The year 2020 is big for Maine, as we’ll be celebrating our 200th birthday year as an independent state (no longer part of Massachusetts!) Even though we know the indigenous peoples of Maine have been here for thousands of years, this opportunity to explore more “recent” Maine history and learn about how Maine became a state will be an exciting adventure.
Food historians write that the food we eat shapes our lives and our identities. For generations, Maine people have combined available resources to create a unique diet based on native foods like fish, wild blueberries, and potatoes. As a “foodie”, understanding how the people that settled in Maine people fed themselves and how they grew and stored their food is fascinating.

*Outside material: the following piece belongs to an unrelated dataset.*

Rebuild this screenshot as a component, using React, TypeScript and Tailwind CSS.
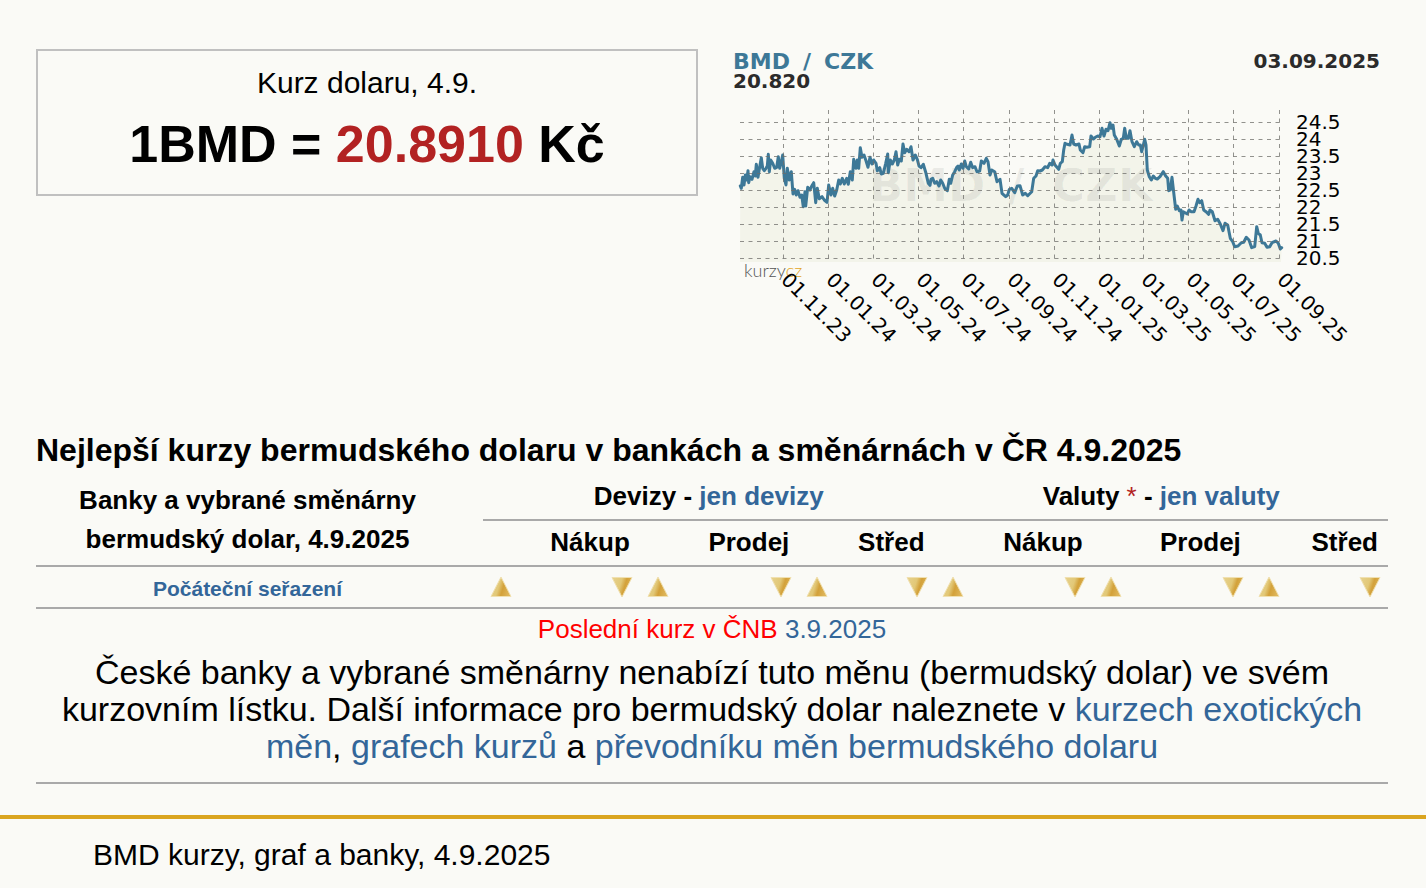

For over 200 years, waves of immigrants have introduced their cultural traditions into Maine communities while adapting with local food sources. The French and the English were most predominant in Colonial times, while Irish, Chinese, Russian, Swedish, German, and lately Somalian peoples have all contributed to Maine’s vibrant food scene.
Discovering the techniques and cooking processes of these people and bringing their recipes to our tables is a new journey, a true treasure hunt. Recipes passed on from mother to daughter, notes scribbled in the margins of old cookbooks, and tattered cards stained with food are all clues to how Maine people ate then and what we eat now.
The recipe for Iva’s Yeast Rolls is one of these recently gleaned treasures.
Iva Stairs grew up in Aroostook County and went to high school in Presque Isle with my paternal grandmother Hope Craig. During World War I, she wrote letters to the soldiers from Maine, in particular, one young man from Trenton named J. Shirley McFarland. When Shirley returned from the War, he and Iva married and settled on Goose Cove, overlooking Mount Desert Island.
According to my husband (Iva and Shirley’s grandson), Iva made the best yeast rolls. Golden, delicate, light and tasty, Iva’s rolls were a staple at church suppers, family dinners, and community potlucks. For years, I’ve tried to recreate these rolls with minimal success.
For Thanksgiving this year, when I baked a yeast roll recipe from a 1950’s Better Homes and Garden Cookbook they were declared almost as good as Iva’s. Determined to recreate the formula, it took several trials and a few tweaks to bring the recipe into more modern times.
As I explore the foods of the last 200 years of Maine, I ask for your help. What foods do you remember eating as a child? What influenced the cuisine in your family? Send me your recipes and stories. Together, let’s explore and taste the pathways of Maine foods, cook recipes with traditional foods, and enjoy the bounty of our state.
IVA’S YEAST ROLLS
- 1 cup milk
- ¼ cup water
- ½ cup butter
- ½ cup sugar
- 1 teaspoon salt
- 1 egg
- 1 tablespoon yeast
- 1½ cups whole-wheat pastry flour
- 3½ cups all purpose flour (estimate)
- Add the sugar and salt to the bowl of your mixer fitted with the dough hook.
- In a small saucepan, heat the milk and water and melt the butter.
- Pour the warm milk mixture over the sugar and salt. Slowly stir to dissolve sugar and finish melting butter. Beat in the egg.
- When the mixture has cooled to 110 degrees or lower, add the yeast.
- Add the whole- wheat flour and beat with the dough hook. Continue to add flour and beating until the mixture forms a nice, smooth ball.
- Remove dough from bowl, cover with a damp, clean towel. Let rise until double in bulk, about 2 hours.
- Punch down dough and knead until smooth. Divide into 24 equal pieces (each will be about 50 grams)
- Shape into rolls and fit into a greased pan.
- Allow the rolls to rise again until double in bulk, about 30 – 45 minutes.
- Bake in a 400-degree oven until nicely browned, about 12 – 15 minutes. Remove from oven and brush tops with butter.